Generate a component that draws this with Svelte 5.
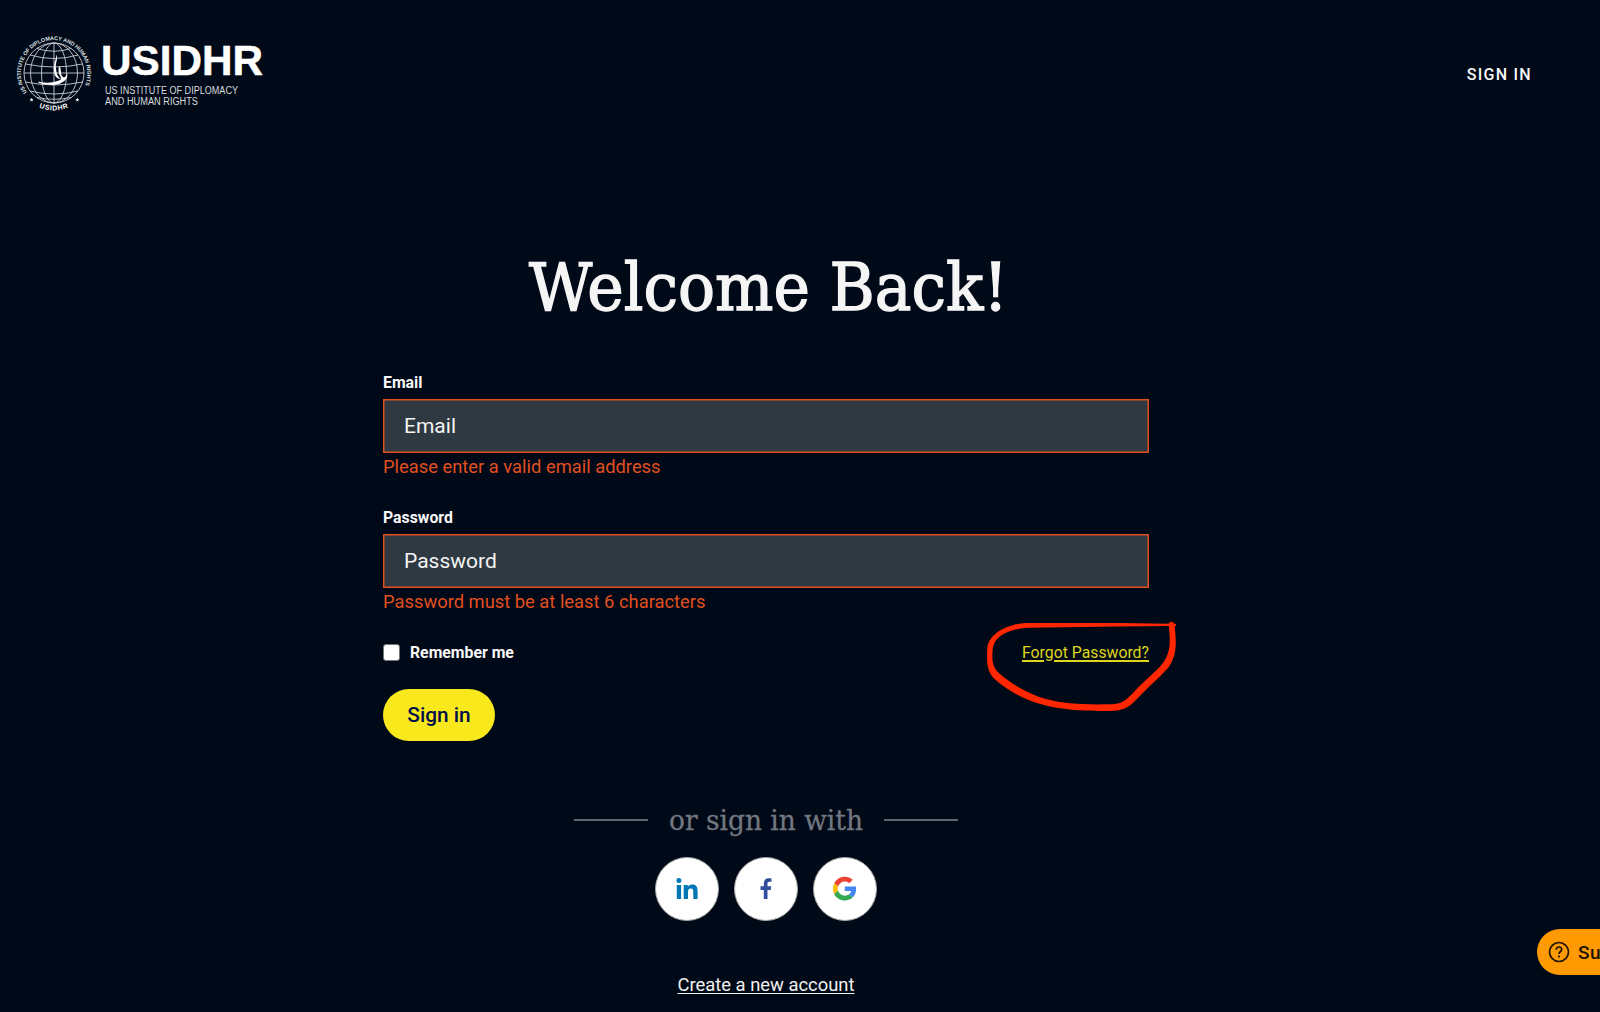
<script>
    let email = "";
    let password = "";
    let remember = false;
</script>

<style>
    :global(body) {
        background: #000917;
        overflow: hidden;
    }
    .page {
        position: relative;
        box-sizing: border-box;
        height: 1012px;
        overflow: hidden;
        background: #000917;
        color: #f8f8f8;
        font-family: Roboto, sans-serif;
    }
    header {
        display: flex;
        justify-content: space-between;
        align-items: center;
        height: 150px;
        padding-right: 68px;
    }
    .logo {
        display: block;
        overflow: visible;
        width: 280px;
        height: 150px;
        font-family: "Liberation Sans", sans-serif;
        fill: #fff;
    }
    .nav-link {
        margin-bottom: 2px;
        color: #f8f8f8;
        font-size: 16px;
        font-weight: 500;
        letter-spacing: 1.28px;
        text-decoration: none;
    }
    main {
        width: 766px;
        margin-left: 383px;
    }
    .title {
        display: block;
        overflow: visible;
        width: 510px;
        height: 90px;
        margin: 90px auto 0;
        fill: #f5f5f5;
        stroke: #f5f5f5;
        stroke-width: 1.4px;
        font-family: "Roboto Slab", "DejaVu Serif", serif;
    }
    form {
        padding-top: 43px;
    }
    .field {
        height: 135px;
    }
    .field label {
        display: block;
        height: 26px;
        line-height: 20px;
        font-size: 15.8px;
        font-weight: 700;
    }
    .field input {
        display: block;
        box-sizing: border-box;
        width: 100%;
        height: 54px;
        padding: 0 20px;
        border: 1px solid #e04f20;
        border-radius: 0;
        background: #2f3941;
        box-shadow: inset 0 0 0 0.5px #e04f20;
        color: #f8f8f8;
        font: 21px/50px Roboto, sans-serif;
    }
    .field input::placeholder {
        color: #f4f4f4;
        opacity: 1;
    }
    .error {
        margin: 0;
        color: #e04f20;
        font-size: 18.35px;
        line-height: 27px;
    }
    .options {
        display: flex;
        justify-content: space-between;
        align-items: center;
        height: 24px;
        margin-top: -3px;
        font-size: 15.8px;
    }
    .remember {
        display: flex;
        align-items: center;
        gap: 10px;
        font-weight: 700;
    }
    .remember input {
        appearance: none;
        width: 17px;
        height: 17px;
        margin: 0;
        border: 1px solid #767676;
        border-radius: 3px;
        background: #fff;
    }
    .forgot {
        color: #dfd51f;
        text-decoration-thickness: 1.5px;
        text-underline-offset: 2px;
    }
    .submit {
        display: block;
        width: 112px;
        height: 52px;
        margin-top: 25px;
        padding: 0;
        border: 0;
        border-radius: 26px;
        background: #f9e81b;
        color: #000f4b;
        font: 500 20.8px Roboto, sans-serif;
    }
    .divider {
        display: flex;
        align-items: center;
        justify-content: space-between;
        width: 384px;
        height: 40px;
        margin: 59px auto 0;
    }
    .divider span {
        width: 74px;
        height: 2px;
        background: #62656d;
    }
    .divider svg {
        overflow: visible;
        width: 200px;
        height: 40px;
        fill: #737780;
        stroke: #737780;
        stroke-width: 0.3px;
        font-family: "Roboto Slab", "DejaVu Serif", serif;
    }
    .social {
        display: flex;
        justify-content: center;
        gap: 15px;
        margin-top: 17px;
    }
    .social a {
        box-sizing: border-box;
        width: 64px;
        height: 64px;
        border: 1px solid #a5a5a5;
        border-radius: 50%;
        background: #fff;
    }
    .social svg {
        display: block;
        width: 62px;
        height: 62px;
    }
    .create {
        display: block;
        margin-top: 52px;
        color: #f0f0f0;
        font-size: 18.4px;
        line-height: 24px;
        text-align: center;
        text-underline-offset: 2px;
    }
    .scribble {
        position: absolute;
        top: 600px;
        left: 970px;
        width: 220px;
        height: 120px;
        fill: #ff2600;
        pointer-events: none;
    }
    .support {
        position: absolute;
        top: 929px;
        left: 1537px;
        display: flex;
        align-items: center;
        gap: 8px;
        box-sizing: border-box;
        width: 140px;
        height: 46px;
        padding: 0 0 0 11px;
        border: 0;
        border-radius: 23px;
        background: #ff9a03;
        color: #1c1300;
        font: 500 19px Roboto, sans-serif;
        letter-spacing: 0.4px;
    }
</style>

<div class="page">
    <header>
        <svg class="logo" viewBox="0 0 280 150" role="img" aria-label="USIDHR">
            <defs>
                <path id="ring-top" d="M27 92.500A33.200 33.200 0 1 1 80 94" />
                <path id="ring-bottom" d="M32 103.400A38 38 0 0 0 76 103.400" />
            </defs>
            <g fill="none" stroke="#c9cdd3" stroke-width="0.9">
                <circle cx="54" cy="73" r="30" />
                <ellipse cx="54" cy="73" rx="23.500" ry="30" />
                <ellipse cx="54" cy="73" rx="12.500" ry="30" />
                <path d="M54 43v60M24 73h60M25.500 64Q54 70 82.500 64M30 55Q54 62 78 55M37 48.500Q54 54 71 48.500M25.500 82Q54 88 82.500 82M30 91Q54 97 78 91M37 97.500Q54 101 71 97.500" />
            </g>
            <path d="M56.500 54.500C58.500 59 55 63 56 68.500C56.500 73 57.500 77 61 79Q56 79 54.500 74Q53 69 54.500 63Q56.500 58 56.500 54.500ZM59.300 66C62.500 70 59 75 64 77.500Q66.500 76.500 67.500 73.500Q67.500 80 62 82.500Q56 87 38.500 83V81.800Q52 84 59 80.500Q62.500 79 60 76Q57.500 71 59.300 66Z" />
            <text font-size="5.500" fill="#dde0e4" font-weight="bold" letter-spacing="-0.060">
                <textPath href="#ring-top">US INSTITUTE OF DIPLOMACY AND HUMAN RIGHTS</textPath>
            </text>
            <text font-size="7" font-weight="bold" letter-spacing="0.600">
                <textPath href="#ring-bottom" startOffset="50%" text-anchor="middle">USIDHR</textPath>
            </text>
            <path d="M31.500 97.800l.6 1.300 1.400.1-1.100.9.4 1.400-1.300-.8-1.200.8.4-1.400-1.100-.9 1.400-.1zM77.300 97.800l.6 1.300 1.400.1-1.100.9.4 1.400-1.300-.8-1.200.8.4-1.400-1.100-.9 1.400-.1z" />
            <text x="101" y="75.300" font-size="42.500" font-weight="bold" stroke="#fff" stroke-width="0.500" textLength="162" lengthAdjust="spacingAndGlyphs">USIDHR</text>
            <g font-size="10" fill="#d8dade">
                <text x="105" y="94" textLength="133" lengthAdjust="spacingAndGlyphs">US INSTITUTE OF DIPLOMACY</text>
                <text x="105" y="105.300" textLength="93" lengthAdjust="spacingAndGlyphs">AND HUMAN RIGHTS</text>
            </g>
        </svg>
        <a class="nav-link" href="#signin">SIGN IN</a>
    </header>

    <main>
        <svg class="title" viewBox="0 0 510 90" role="heading" aria-level="1">
            <text x="18" y="70" font-size="65" textLength="479" lengthAdjust="spacingAndGlyphs">Welcome Back!</text>
        </svg>

        <form on:submit|preventDefault>
            <div class="field">
                <label for="email">Email</label>
                <input id="email" type="text" placeholder="Email" bind:value={email} />
                <p class="error">Please enter a valid email address</p>
            </div>
            <div class="field">
                <label for="password">Password</label>
                <input id="password" type="password" placeholder="Password" bind:value={password} />
                <p class="error">Password must be at least 6 characters</p>
            </div>
            <div class="options">
                <label class="remember">
                    <input type="checkbox" bind:checked={remember} />
                    Remember me
                </label>
                <a class="forgot" href="#forgot">Forgot Password?</a>
            </div>
            <button class="submit">Sign in</button>
        </form>

        <div class="divider">
            <span></span>
            <svg viewBox="0 0 200 40">
                <text x="3" y="29.500" font-size="27.500" textLength="194" lengthAdjust="spacingAndGlyphs">or sign in with</text>
            </svg>
            <span></span>
        </div>

        <div class="social">
            <a href="#linkedin" aria-label="LinkedIn">
                <svg viewBox="0 0 62 62" fill="#0077b5">
                    <circle cx="22.900" cy="22.600" r="2.500" />
                    <path d="M20.800 27h4.300v14h-4.300zM27.700 27h4.100v1.900c.8-1.400 2.300-2.300 4.300-2.300 4.300 0 5.500 2.600 5.500 6.600V41h-4.300v-7c0-1.900-.4-3.600-2.500-3.600s-2.800 1.400-2.800 3.500V41h-4.300z" />
                </svg>
            </a>
            <a href="#facebook" aria-label="Facebook">
                <svg viewBox="0 0 62 62" fill="#30509b">
                    <path d="M28.800 41V32h-3.300v-3.700h3.300v-2.900c0-3.400 2-5.200 5-5.200 1.100 0 2.300.2 2.700.3v3.200h-1.900c-1.700 0-2.100.9-2.100 2.100v2.500h3.700l-.5 3.700h-3.200v9z" />
                </svg>
            </a>
            <a href="#google" aria-label="Google">
                <svg viewBox="0 0 62 62">
                    <g transform="translate(18.900 18.700) scale(.495)">
                        <path fill="#ea4335" d="M24 9.500c3.540 0 6.710 1.220 9.210 3.600l6.850-6.850C35.900 2.380 30.470 0 24 0 14.620 0 6.510 5.380 2.560 13.220l7.980 6.190C12.430 13.720 17.740 9.500 24 9.500z" />
                        <path fill="#4285f4" d="M46.980 24.550c0-1.570-.15-3.090-.38-4.550H24v9.020h12.940c-.58 2.960-2.260 5.480-4.780 7.180l7.730 6c4.510-4.180 7.090-10.360 7.090-17.650z" />
                        <path fill="#fbbc05" d="M10.530 28.590c-.48-1.450-.76-2.990-.76-4.590s.27-3.140.76-4.590l-7.980-6.190C.92 16.460 0 20.120 0 24c0 3.880.92 7.540 2.560 10.780l7.970-6.190z" />
                        <path fill="#34a853" d="M24 48c6.480 0 11.930-2.130 15.890-5.810l-7.730-6c-2.150 1.450-4.920 2.300-8.160 2.300-6.260 0-11.570-4.220-13.470-9.910l-7.980 6.190C6.510 42.620 14.620 48 24 48z" />
                    </g>
                </svg>
            </a>
        </div>

        <a class="create" href="#register">Create a new account</a>
    </main>

    <!-- hand-drawn loop around the reset link -->
    <svg class="scribble" viewBox="0 0 220 120">
        <path fill-rule="evenodd" d="M198.500 23.800L150 23L60 22.900C38 22.900 19 33 17.300 48C16.500 62 17 71 24 78.500C38 91 56 101 74 105C94 110 111 111 140 111C153 111 159 107 166 100C177 88 187 80 198 68C207 56 206.500 44 204.700 26L206 25.700L206 24L204 23.600C203 21 199.500 21 198.500 23.800ZM198.800 26L150 26.500L58 27.800C37 29 24 37 22.700 49C21.500 62 23 68 30 74C44 86 61 95 77 99.300C94 103.800 113 104.800 139 104.300C150 104.300 154 102 162 94C173 82 182 75 191 65.500C201 53 200.500 43 198.800 26Z" />
    </svg>

    <button class="support">
        <svg width="22" height="22" viewBox="0 0 22 22" fill="none" stroke="#1c1300" stroke-width="1.700">
            <circle cx="11" cy="11" r="9.500" />
            <path d="M8.200 8.800C8.400 5 13.900 5.200 13.700 8.600C13.600 10.500 11 10.600 11 13" />
            <path d="M11 14.500v2" />
        </svg>
        Support
    </button>
</div>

━━━

→ **AIM**
In the lines above, locate the string "with". Copy every line where it occurs.

→ **SOLUTION FOR THIS EXERCISE**
Generate a component that draws this with Svelte 5.
                <text x="3" y="29.500" font-size="27.500" textLength="194" lengthAdjust="spacingAndGlyphs">or sign in with</text>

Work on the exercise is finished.